その練習方法については別記事にも書いていますが、その前のステップとして、ここではより初心者向けの練習方法を紹介します。
「軽声」を利用した方法です。
軽声について
軽声というのは、四声とは別に短く軽く発音される音のことを指します。2文字以上の単語であとの文字を軽く添えるように発音する方法です。ボールがバウンドするように、「ついでに」軽く発音するイメージでやってみるとうまくできるかもしれません(あくまでイメージ)。
軽声は、四声発音の後にくっついて発音される音ですが、前にどの四声が来るかによって、音の調子が異なります。軽声そのものの発音はとてもシンプルで簡単なので、初心者でも容易にマスターできるはずです。
四声+軽声の組み合わせの単語で、日常生活で非常によく使われる単語のうち、中国語学習初心者でも発音しやすいものをピックアップしました。まずは、これらを繰り返し発音して四声を理解しましょう。
第1声+軽声
mā ma
意味:お母さん
最初の「マ」を高く平たく伸ばした後、次の「マ」を軽く添えるように短めに発音します。第1声が高い音ですので、後に続く軽声は自然とそこから落ちて低い音になります。
第2声+軽声
míngzi
意味:名前
「名」は第2声です。カタカナで「ミンズ」という発音でも、正しく声調が発音できていれば通じます。「ミン」の部分は低い音から一気に上にずり上げる感じで、上がりきった音より少し落ちて低く「ズ」を軽く発音します。
「ミン」の部分でしっかり上にあげないと、「ズ」がうまく落ちません。発音の出発点でもある「ミ」を思いきり低い位置から始めるのがコツです。
第3声+軽声
hǎo de
意味:いいよ。OK!
「好(ハオ)」の一文字でも「いいよ」という意味なりますが、日常会話では「的(ダ)」を付けて2文字で使うのが一般的です。レストランやお店で何かを注文した時に「わかりました」という意味でもよく使います。
「ハオ」の部分はとても引く音で、そこから上にふわっと浮かんだように発音する「ダ」はやさしく軽く発音します。日本語の「ダ」よりも母音「あ」をあいまいに発音します。
しつこいようですが、「ハオ」は3声ですが、あくまでも「低い音」として発音してください。「低い音からやや上に上がる音」として認識するとうまく発音できません。低い「ハオ」という音の反動で、「ダ」をふわっと発音するという感じです。
第4声+軽声
xiè xie
意味:ありがとう
中国語を知らない人でも知っているフレーズですが、これも実は軽声。
最初の「シエ」は高いことから急降下する音で、後の「シエ」は降下した着地点みたいなイメージで短く発音してみてください。
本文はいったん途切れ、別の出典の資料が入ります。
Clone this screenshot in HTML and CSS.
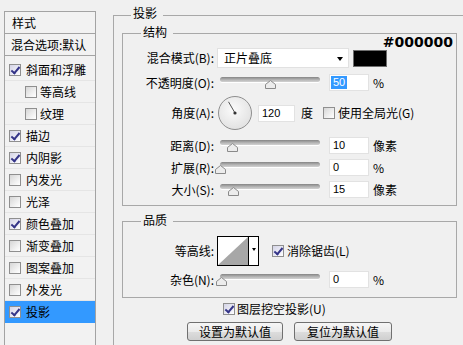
FILE: index.html
```html
<!DOCTYPE html>
<html lang="zh-CN">
<head>
<meta charset="utf-8">
<title>图层样式 - 投影</title>
<link rel="stylesheet" href="styles.css">
</head>
<body>
<div class="dialog">
  <aside class="styles-panel">
    <div class="panel-head">样式</div>
    <div class="panel-head blend">混合选项:默认</div>
    <ul class="fx-list">
      <li class="fx"><span class="cb on"></span><span class="fx-name">斜面和浮雕</span></li>
      <li class="fx sub"><span class="cb"></span><span class="fx-name">等高线</span></li>
      <li class="fx sub"><span class="cb"></span><span class="fx-name">纹理</span></li>
      <li class="fx"><span class="cb on"></span><span class="fx-name">描边</span></li>
      <li class="fx"><span class="cb on"></span><span class="fx-name">内阴影</span></li>
      <li class="fx"><span class="cb"></span><span class="fx-name">内发光</span></li>
      <li class="fx"><span class="cb"></span><span class="fx-name">光泽</span></li>
      <li class="fx"><span class="cb on"></span><span class="fx-name">颜色叠加</span></li>
      <li class="fx"><span class="cb"></span><span class="fx-name">渐变叠加</span></li>
      <li class="fx"><span class="cb"></span><span class="fx-name">图案叠加</span></li>
      <li class="fx"><span class="cb"></span><span class="fx-name">外发光</span></li>
      <li class="fx selected"><span class="cb on"></span><span class="fx-name">投影</span></li>
    </ul>
  </aside>

  <main class="content">
    <section class="group outer">
      <h2 class="legend">投影</h2>

      <section class="group inner structure">
        <h3 class="legend">结构</h3>
        <div class="hex">#000000</div>

        <div class="row r-blend">
          <span class="lbl">混合模式(B):</span>
          <div class="select"><span>正片叠底</span><span class="arrow"></span></div>
          <span class="swatch"></span>
        </div>

        <div class="row r-opacity">
          <span class="lbl">不透明度(O):</span>
          <div class="slider"><div class="track"></div><svg class="thumb" style="left:50px" width="11" height="9" viewBox="0 0 11 9"><path d="M0.5 8.5V4.5L5.5 0.5L10.5 4.5V8.5Z" fill="#ececec" stroke="#8a8a8a"/></svg></div>
          <span class="num"><span class="sel">50</span></span>
          <span class="unit">%</span>
        </div>

        <div class="row r-angle">
          <span class="lbl">角度(A):</span>
          <svg class="dial" width="34" height="34" viewBox="0 0 34 34">
            <defs>
              <radialGradient id="dg" cx="45%" cy="40%" r="60%">
                <stop offset="0" stop-color="#fbfbfb"/>
                <stop offset="1" stop-color="#e2e2e2"/>
              </radialGradient>
            </defs>
            <circle cx="17" cy="17" r="16.5" fill="url(#dg)" stroke="#8e8e8e"/>
            <line x1="17" y1="17" x2="10.5" y2="5.8" stroke="#555" stroke-width="1"/>
            <circle cx="17" cy="17" r="1.6" fill="#333"/>
          </svg>
          <span class="num angle">120</span>
          <span class="unit deg">度</span>
          <span class="cb global"></span>
          <span class="cb-text">使用全局光(G)</span>
        </div>

        <div class="row r-distance">
          <span class="lbl">距离(D):</span>
          <div class="slider"><div class="track"></div><svg class="thumb" style="left:12px" width="11" height="9" viewBox="0 0 11 9"><path d="M0.5 8.5V4.5L5.5 0.5L10.5 4.5V8.5Z" fill="#ececec" stroke="#8a8a8a"/></svg></div>
          <span class="num">10</span>
          <span class="unit">像素</span>
        </div>

        <div class="row r-spread">
          <span class="lbl">扩展(R):</span>
          <div class="slider"><div class="track"></div><svg class="thumb" style="left:0px" width="11" height="9" viewBox="0 0 11 9"><path d="M0.5 8.5V4.5L5.5 0.5L10.5 4.5V8.5Z" fill="#ececec" stroke="#8a8a8a"/></svg></div>
          <span class="num">0</span>
          <span class="unit">%</span>
        </div>

        <div class="row r-size">
          <span class="lbl">大小(S):</span>
          <div class="slider"><div class="track"></div><svg class="thumb" style="left:13px" width="11" height="9" viewBox="0 0 11 9"><path d="M0.5 8.5V4.5L5.5 0.5L10.5 4.5V8.5Z" fill="#ececec" stroke="#8a8a8a"/></svg></div>
          <span class="num">15</span>
          <span class="unit">像素</span>
        </div>
      </section>

      <section class="group inner quality">
        <h3 class="legend">品质</h3>

        <div class="row r-contour">
          <span class="lbl">等高线:</span>
          <div class="contour">
            <svg class="curve" width="30" height="28" viewBox="0 0 30 28"><polygon points="0,28 30,0 30,28" fill="#a7a7a7"/></svg>
            <span class="contour-drop"><span class="mini-arrow"></span></span>
          </div>
          <span class="cb on aa"></span>
          <span class="cb-text">消除锯齿(L)</span>
        </div>

        <div class="row r-noise">
          <span class="lbl">杂色(N):</span>
          <div class="slider"><div class="track"></div><svg class="thumb" style="left:1px" width="11" height="9" viewBox="0 0 11 9"><path d="M0.5 8.5V4.5L5.5 0.5L10.5 4.5V8.5Z" fill="#ececec" stroke="#8a8a8a"/></svg></div>
          <span class="num">0</span>
          <span class="unit">%</span>
        </div>
      </section>

      <div class="row r-knockout">
        <span class="cb on"></span>
        <span class="cb-text">图层挖空投影(U)</span>
      </div>

      <div class="buttons">
        <button class="btn btn-set">设置为默认值</button>
        <button class="btn btn-reset">复位为默认值</button>
      </div>
    </section>
  </main>
</div>
</body>
</html>
```
FILE: styles.css
```css
* { box-sizing: border-box; }

html, body {
  margin: 0;
  padding: 0;
}

body {
  width: 463px;
  height: 345px;
  overflow: hidden;
  background: #f0f0f0;
  color: #000;
  font-family: "Noto Sans CJK SC", "Noto Sans", sans-serif;
  font-size: 12px;
  line-height: 16px;
}

.dialog {
  display: flex;
  align-items: flex-start;
}

/* ---------- left panel ---------- */
.styles-panel {
  flex: none;
  width: 92px;
  height: 334px;
  margin: 11px 0 0 4px;
  border: 1px solid #a3a3a3;
  border-bottom: none;
  background: #f2f2f2;
}

.panel-head {
  height: 22px;
  display: flex;
  align-items: center;
  padding-left: 7px;
  border-bottom: 1px solid #a3a3a3;
}

.panel-head.blend {
  padding-left: 6px;
}

.fx-list {
  list-style: none;
  margin: 0;
  padding: 3px 0 0;
}

.fx {
  height: 22px;
  display: flex;
  align-items: center;
  padding-left: 4px;
  border-bottom: 1px solid #e5e5e5;
}

.fx .fx-name {
  margin-left: 5px;
}

.fx.sub {
  padding-left: 20px;
}

.fx.sub .fx-name {
  margin-left: 3px;
}

.fx.selected {
  background: #3399ff;
  border-bottom-color: #3399ff;
}

/* ---------- checkbox ---------- */
.cb {
  flex: none;
  position: relative;
  width: 12px;
  height: 12px;
  border: 1px solid #8f8f8f;
  background: linear-gradient(135deg, #d6d6d6 0%, #f4f4f4 70%, #ffffff 100%);
}

.cb.on {
  background: linear-gradient(135deg, #d4d4e6 0%, #f0f0f8 70%, #ffffff 100%);
}

.cb.on::after {
  content: "";
  position: absolute;
  left: 3px;
  top: 0px;
  width: 3px;
  height: 7px;
  border-right: 2px solid #343488;
  border-bottom: 2px solid #343488;
  transform: rotate(40deg);
}

.cb-text {
  margin-left: 3px;
  white-space: nowrap;
}

/* ---------- right content ---------- */
.content {
  flex: none;
  margin-left: 17px;
  margin-top: 15px;
}

.group {
  border: 1px solid #a8a8a8;
}

.group.outer {
  width: 350px;
  height: 330px;
  padding-left: 8px;
  border-bottom: none;
  border-right: none;
}

.legend {
  display: block;
  width: fit-content;
  height: 16px;
  margin: 0;
  padding: 0 6px 0 2px;
  font-size: 12px;
  font-weight: normal;
  line-height: 16px;
  background: #f0f0f0;
}

.outer > .legend {
  margin-top: -11px;
  margin-left: 9px;
}

.inner {
  width: 335px;
  position: relative;
}

.inner > .legend {
  margin-top: -10px;
  margin-left: 18px;
}

.structure {
  margin-top: 12px;
  padding-bottom: 7px;
}

.quality {
  margin-top: 15px;
  padding-bottom: 9px;
}

.hex {
  position: absolute;
  top: 1px;
  right: 3px;
  font-family: "DejaVu Sans", sans-serif;
  font-weight: bold;
  font-size: 14px;
  line-height: 14px;
}

.row {
  display: flex;
  align-items: center;
  white-space: nowrap;
}

.lbl {
  flex: none;
  width: 91px;
  text-align: right;
}

.r-blend   { margin-top: 8px; height: 20px; }
.r-opacity { margin-top: 6px; height: 17px; }
.r-angle   { margin-top: 5px; height: 34px; }
.r-distance{ margin-top: 7px; height: 17px; }
.r-spread  { margin-top: 5px; height: 17px; }
.r-size    { margin-top: 5px; height: 17px; }
.r-contour { margin-top: 8px; height: 30px; }
.r-noise   { margin-top: 5px; height: 17px; }

.select {
  flex: none;
  width: 132px;
  height: 20px;
  margin-left: 3px;
  padding: 0 5px 0 6px;
  display: flex;
  align-items: center;
  justify-content: space-between;
  background: #fff;
  border: 1px solid #e1e1e1;
}

.arrow {
  width: 0;
  height: 0;
  border-left: 3.5px solid transparent;
  border-right: 3.5px solid transparent;
  border-top: 4px solid #000;
  margin-top: 1px;
}

.swatch {
  flex: none;
  width: 34px;
  height: 17px;
  margin-left: 4px;
  background: #000;
  border: 1px solid #6e6e6e;
}

.slider {
  flex: none;
  position: relative;
  width: 106px;
  height: 13px;
  margin-left: 1px;
  padding-top: 1px;
}

.track {
  width: 100px;
  height: 5px;
  margin-left: 5px;
  border-radius: 3px;
  background: linear-gradient(#858585, #b9b9b9 60%, #d2d2d2);
  box-shadow: 0 1px 0 #ffffff;
}

.thumb {
  position: absolute;
  top: 4px;
  display: block;
}

.num {
  flex: none;
  width: 40px;
  height: 17px;
  margin-left: 8px;
  padding-left: 3px;
  background: #fff;
  border: 1px solid #e2e2e2;
  font-family: "Liberation Sans", Arial, sans-serif;
  font-size: 11px;
  line-height: 15px;
}

.sel {
  display: inline-block;
  margin-left: -2px;
  padding: 0 2px;
  background: #3399ff;
  color: #fff;
  line-height: 13px;
}

.unit {
  margin-left: 4px;
}

.dial {
  flex: none;
  margin-left: 4px;
  display: block;
}

.num.angle {
  width: 37px;
  margin-left: 6px;
}

.unit.deg {
  margin-left: 6px;
}

.cb.global {
  margin-left: 10px;
}

.contour {
  flex: none;
  display: flex;
  width: 42px;
  height: 30px;
  margin-left: 3px;
  border: 1px solid #000;
  background: #fff;
}

.curve {
  display: block;
}

.contour-drop {
  flex: none;
  width: 10px;
  border-left: 1px solid #000;
  display: flex;
  align-items: center;
  justify-content: center;
}

.mini-arrow {
  width: 0;
  height: 0;
  border-left: 2.5px solid transparent;
  border-right: 2.5px solid transparent;
  border-top: 3px solid #000;
  margin-top: -4px;
}

.cb.aa {
  margin-left: 13px;
}

.r-knockout {
  margin-top: 2px;
  height: 17px;
  padding-left: 101px;
}

.r-knockout .cb-text {
  margin-left: 2px;
}

.buttons {
  width: 335px;
  margin-top: 5px;
  display: flex;
  justify-content: center;
  gap: 11px;
}

.btn {
  height: 19px;
  padding: 0;
  border: 1px solid #707070;
  border-radius: 3px;
  background: linear-gradient(#f6f6f6, #ebebeb 50%, #dddddd 51%, #cfcfcf);
  font-family: "Noto Sans CJK SC", sans-serif;
  font-size: 12px;
  line-height: 17px;
  color: #000;
}

.btn-set { width: 96px; }
.btn-reset { width: 98px; }
```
2声とは反対に、高めの位置から発音し始めるのがコツになります。
発音は何度も繰り返して練習するしかない
スポーツ選手が試合で良い結果を残せるのは、毎日の練習を地道に行っているからです。発音も同じで、毎日の筋トレ練習が良い結果を導いてくれるはずです。
理論を理解したら、自分で実際に発音して試してみてください。発音に限って言えば、練習量と上達スピードは比例すると思います。
ピアノを学ぶ人が毎日指の動かし方を練習するように、ブラインドタッチをマスターしたい人が指の配置を暗記するように、発音も繰り返し練習なしではうまくなりません。
次のステップは四声の組み合わせ16パターンで練習!
軽音との組み合わせで四声の練習ができたら、次は四声+四声の組み合わせで練習してみましょう。より複雑になりますが、これが完璧に覚えられれば、四声はマスターしたも同様です。
中国語の発音がマスターできれば、たとえボキャブラリが少なくても自分の中国語に自信が持てるようになります。早い段階で自信が持てるようになると、そのあとみなさんの中国語はメキメキ上達することでしょう。
なによりも「中国語が通じる」という喜びは、最大のモチベーションになります。この記事を参考に、ご自身の中国語発音を切磋琢磨(qiē cuō zhuó mó)してみてください!